In Matthew 6, Our Lord says that we are to fast, pray, help those in need, and that is not just during the commercials. That is our life. About prayer He says that when you pray, go to your room, close your door and pray to your Father in private. It actually says to go to your inner room. Jesus is talking about the inner room of every soul where the Trinity resides and speak to God without any distractions and with out any interference of any creature coming between our creator and us.

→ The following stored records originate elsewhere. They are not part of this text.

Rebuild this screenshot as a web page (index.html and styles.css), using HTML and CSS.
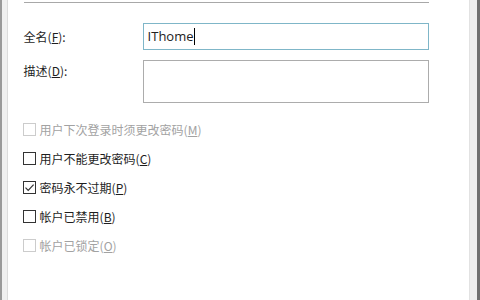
FILE: index.html
```html
<!DOCTYPE html>
<html lang="zh-CN">
<head>
    <meta charset="UTF-8" />
    <title>属性</title>
    <link rel="stylesheet" href="styles.css">
</head>
<body>

<div class="window">
    <div class="frame-left"></div>

    <div class="panel">
        <div class="divider"></div>

        <div class="field-row">
            <label class="field-label" for="fullName">全名(<u>F</u>):</label>
            <div class="text-box focused" id="fullName">IThome<span class="caret"></span></div>
        </div>

        <div class="field-row tall">
            <label class="field-label" for="desc">描述(<u>D</u>):</label>
            <div class="text-box multi" id="desc"></div>
        </div>

        <div class="options">
            <div class="option disabled">
                <span class="check"></span>
                <span>用户下次登录时须更改密码(<u>M</u>)</span>
            </div>
            <div class="option">
                <span class="check"></span>
                <span>用户不能更改密码(<u>C</u>)</span>
            </div>
            <div class="option">
                <span class="check">
                    <svg width="11" height="11" viewBox="0 0 11 11"><path d="M1.5 5.6 L4.2 8.3 L9.6 2.6" fill="none" stroke="#333" stroke-width="1.2"/></svg>
                </span>
                <span>密码永不过期(<u>P</u>)</span>
            </div>
            <div class="option">
                <span class="check"></span>
                <span>帐户已禁用(<u>B</u>)</span>
            </div>
            <div class="option disabled">
                <span class="check"></span>
                <span>帐户已锁定(<u>O</u>)</span>
            </div>
        </div>
    </div>

    <div class="frame-right"></div>
</div>

</body>
</html>
```

FILE: styles.css
```css
* {
    box-sizing: border-box;
    margin: 0;
    padding: 0;
}

body {
    font-family: "Noto Sans CJK SC", "Noto Sans", sans-serif;
    font-size: 12px;
    color: #1e1e1e;
    background: #fff;
    width: 480px;
    height: 300px;
    overflow: hidden;
}

.window {
    display: flex;
    height: 300px;
}

.frame-left {
    width: 8px;
    background: #f0f0f0;
    border-left: 2px solid #9a9a9a;
    border-right: 1px solid #dcdcdc;
}

.frame-right {
    width: 12px;
    background: #eeeeee;
    border-left: 1px solid #e2e2e2;
    border-right: 3px solid #707070;
}

.panel {
    flex: 1;
    padding: 2px 40px 0 16px;
}

.divider {
    height: 1px;
    background: #a8a8a8;
}

/* form fields */
.field-row {
    display: flex;
    align-items: flex-start;
    margin-top: 20px;
}

.field-row.tall {
    margin-top: 10px;
}

.field-label {
    width: 119px;
    line-height: 27px;
}

.field-row.tall .field-label {
    line-height: 22px;
}

.text-box {
    width: 286px;
    height: 27px;
    border: 1px solid #acacac;
    background: #fff;
    font-family: "Open Sans", "Noto Sans", sans-serif;
    font-size: 13px;
    line-height: 25px;
    padding-left: 4px;
    color: #222;
}

.text-box.focused {
    border-color: #7fb6c8;
}

.text-box.multi {
    height: 43px;
}

.caret {
    display: inline-block;
    width: 1px;
    height: 17px;
    background: #000;
    vertical-align: -4px;
}

/* checkboxes */
.options {
    margin-top: 20px;
    display: flex;
    flex-direction: column;
    gap: 16px;
}

.option {
    display: flex;
    align-items: center;
    gap: 4px;
    height: 13px;
    line-height: 13px;
}

.check {
    width: 13px;
    height: 13px;
    border: 1px solid #333;
    background: #fff;
    display: flex;
    align-items: center;
    justify-content: center;
    margin-left: -1px;
}

.option.disabled {
    color: #a2a2a2;
}

.option.disabled .check {
    border-color: #cccccc;
}
```
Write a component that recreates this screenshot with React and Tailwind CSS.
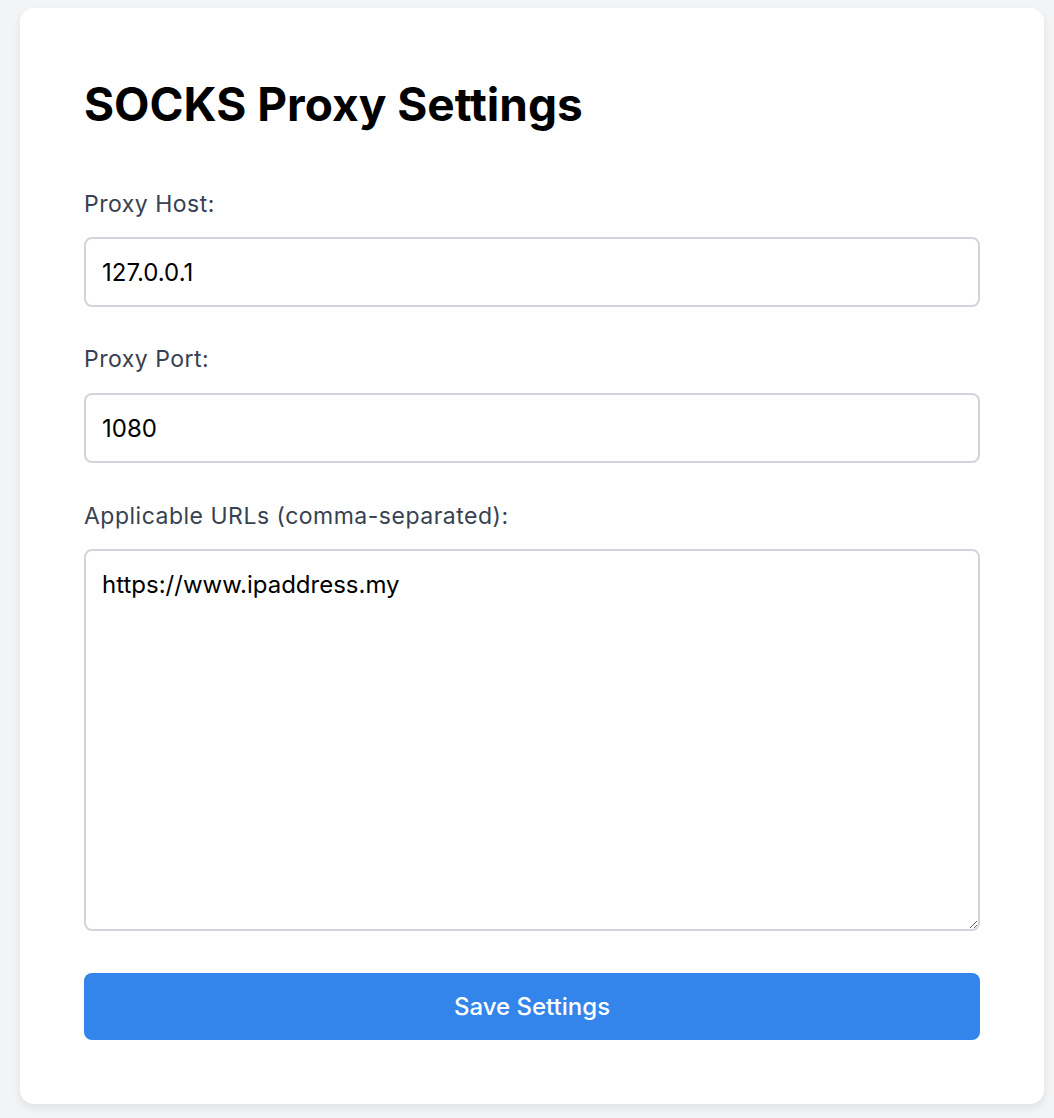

The fact is, the temple needs cleaning. We need to ask God to show us our sins and when we recognize them, we need to confess them in a Sacramental Confession. No, no…not the way that is not allowed by the Church. You know, where you fill up the Church and the priest waves his hand around like he is Harry Potter and everyone goes home content because they say they have been to confession. No, that is not a fact. If you happen to be in an airplane that is about to crash in the Andes Mountains, then general absolution is ok But if you fill up a Church twice a year and some priest waves his hand over you, that is not confession…that is an ABOMINATION, which the Church does not allow.
We want to see God but we will not see Him if we take the road that is wide and inclining down. The Lord says the temple needs to be cleansed, that we have made from our lives from time to time what should be a temple of the Lord, a market place. Get rid of everything that is there that should be and focus on His Presence.
He was speaking about the Temple of His Body.